Let $\mathscr F$ be a singular foliation by curves on a complex manifold $M$, with only isolated singularities. The Milnor number $\mu_p(\mathscr F)$ at a point $p \in M$ is the topological index at $p$ of a local vector field $X$ that generates $\mathscr F$ in a neighborhood of $p$. If $X$ is given in local coordinates by
$$X = f_1 \, \dfrac \partial {\partial z_1} + \dots + f_n \, \dfrac \partial {\partial z_n},$$
then the Milnor number $\mu_p(\mathscr F)$ is given by
$$\mu_p(\mathscr F) = \dim_\mathbb C \dfrac {\mathbb C \{ z_1, \dots, z_n \}} {\langle f_1, \dots, f_n \rangle},$$
and some authors take this algebraic expression to be the definition.
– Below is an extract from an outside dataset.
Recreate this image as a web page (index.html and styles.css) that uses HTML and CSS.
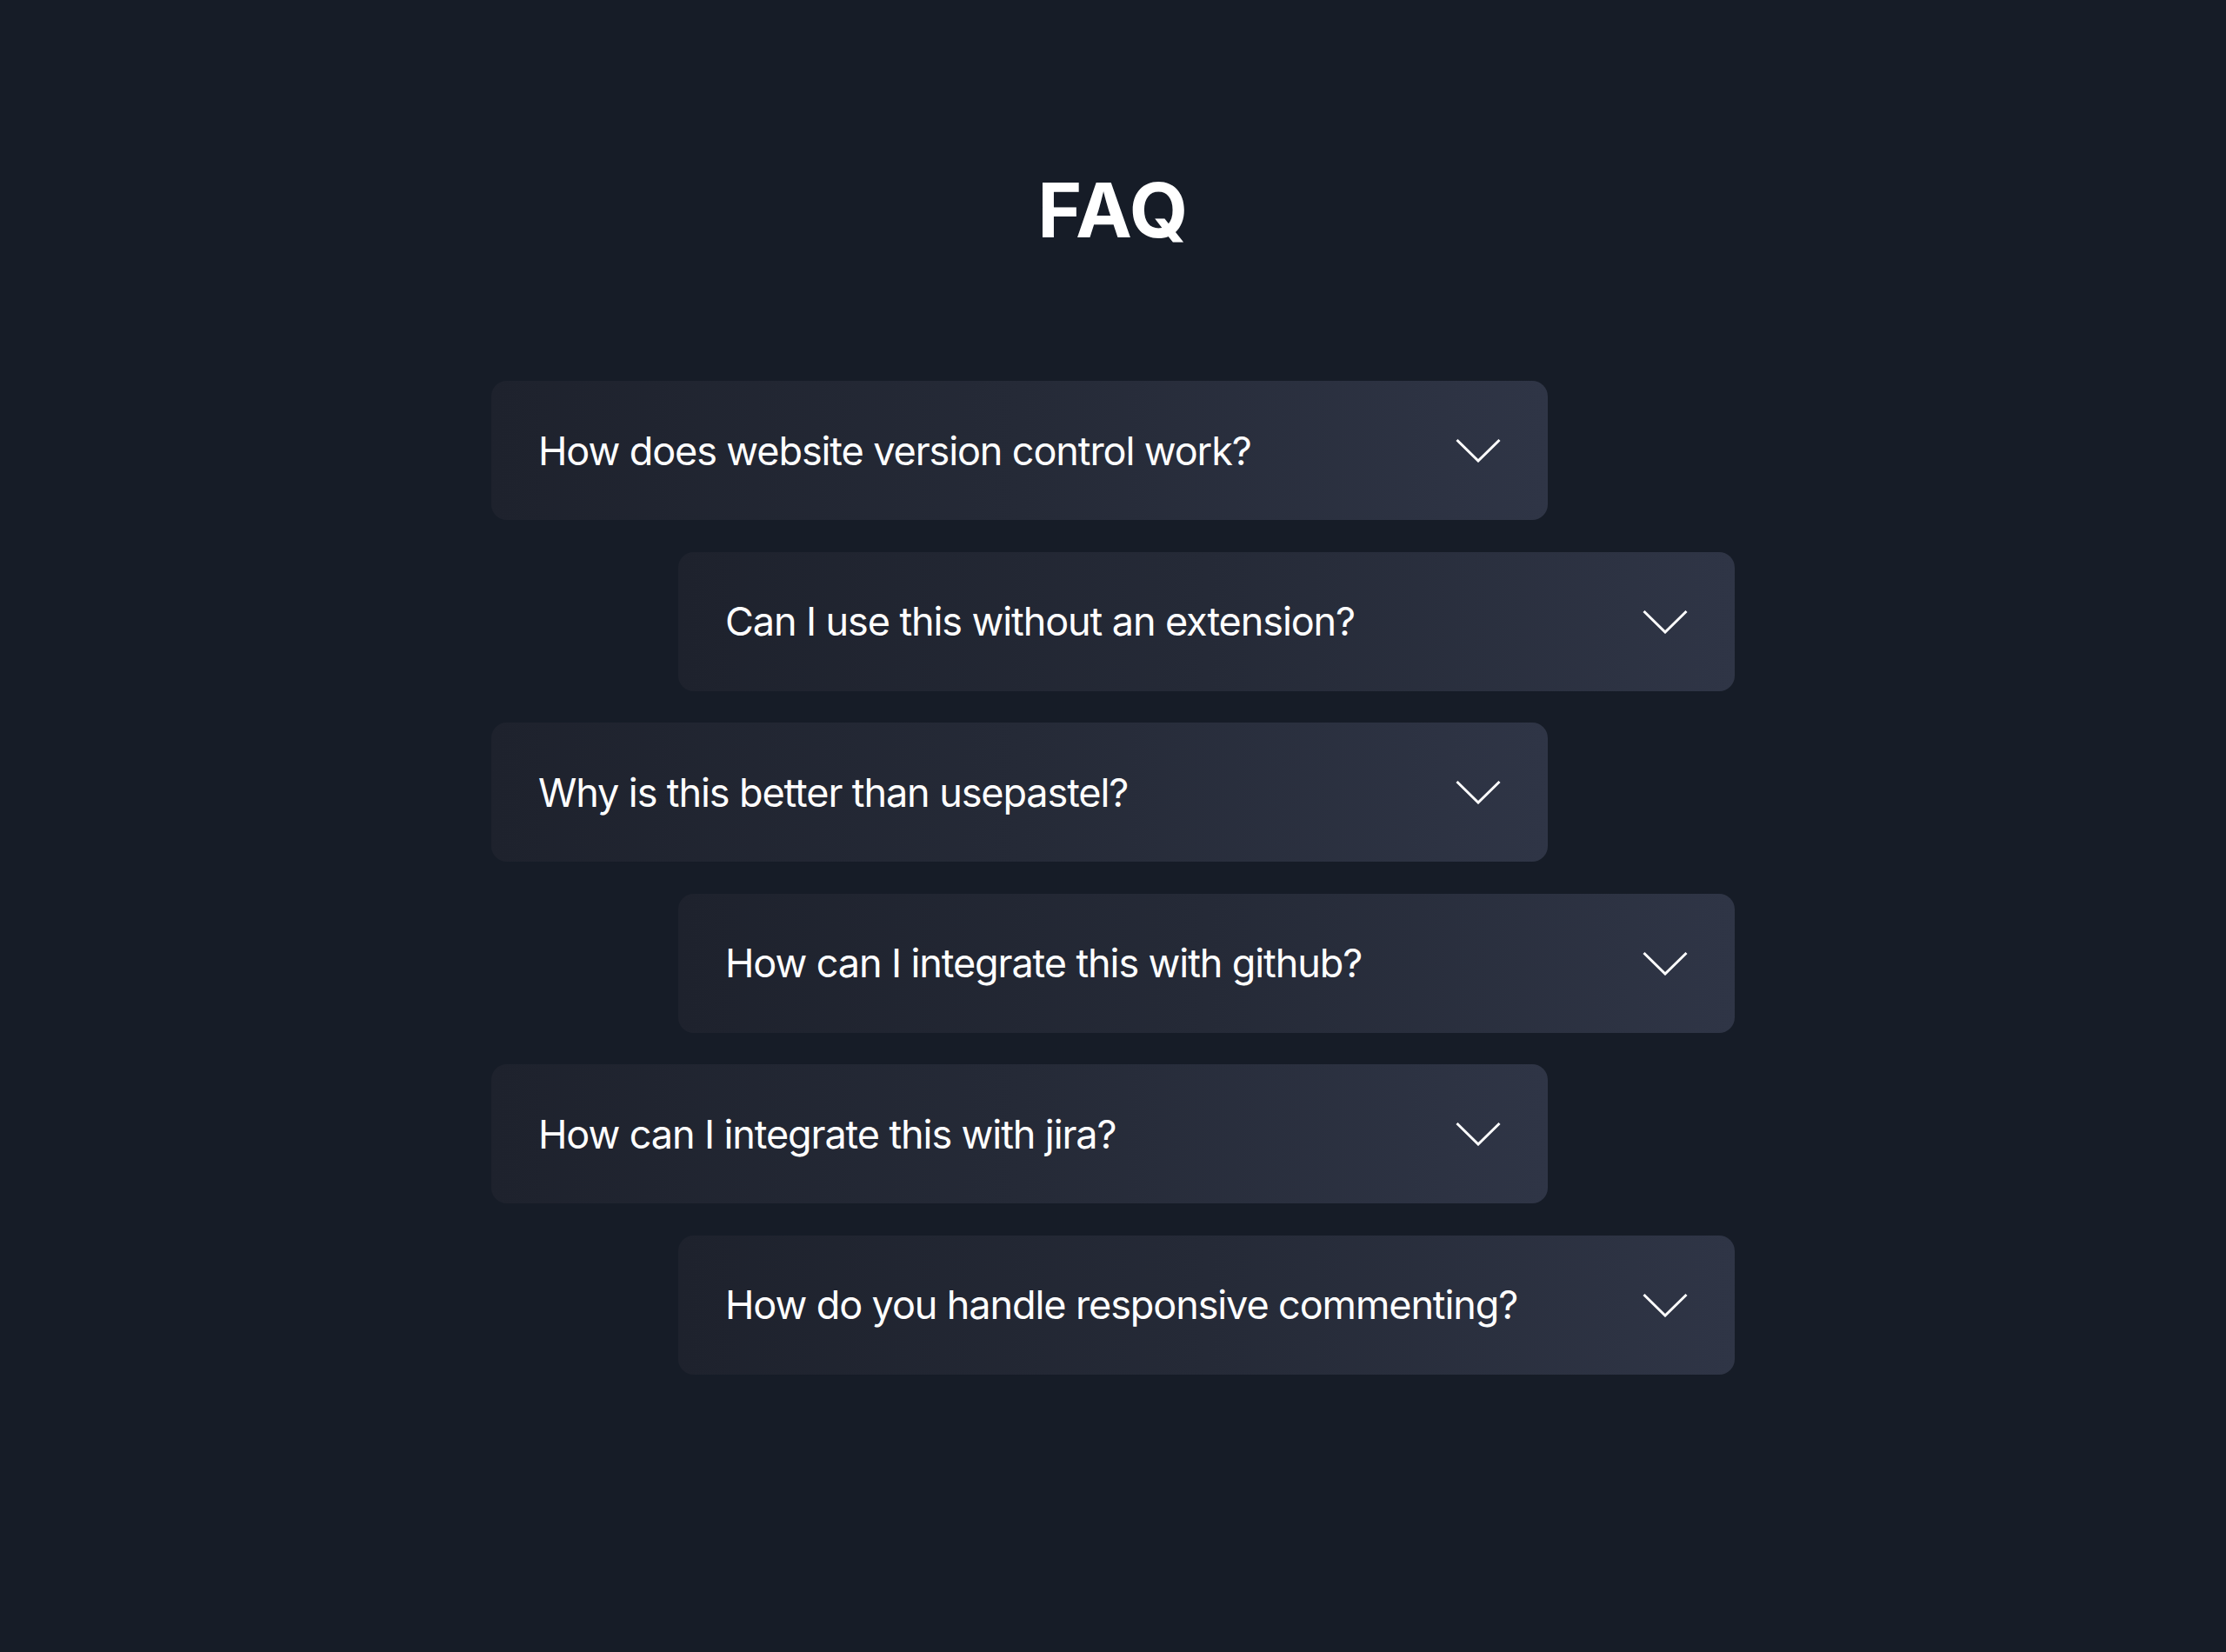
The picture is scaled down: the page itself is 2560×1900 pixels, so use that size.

However, if we are doing differential geometry, then only the earlier topological definition provides an actual reason to care about $\mu_p(\mathscr F)$, IMO.
The algebraic multiplicity of $\mathscr F$ at $p$ is defined as
$$m_p(\mathscr F) = \min \{ \mathrm{ord}(f) : f \in \langle f_1, \dots, f_n \rangle \}.$$
What is the reason to care about this algebraic multiplicity? Does it have a geometric interpretation?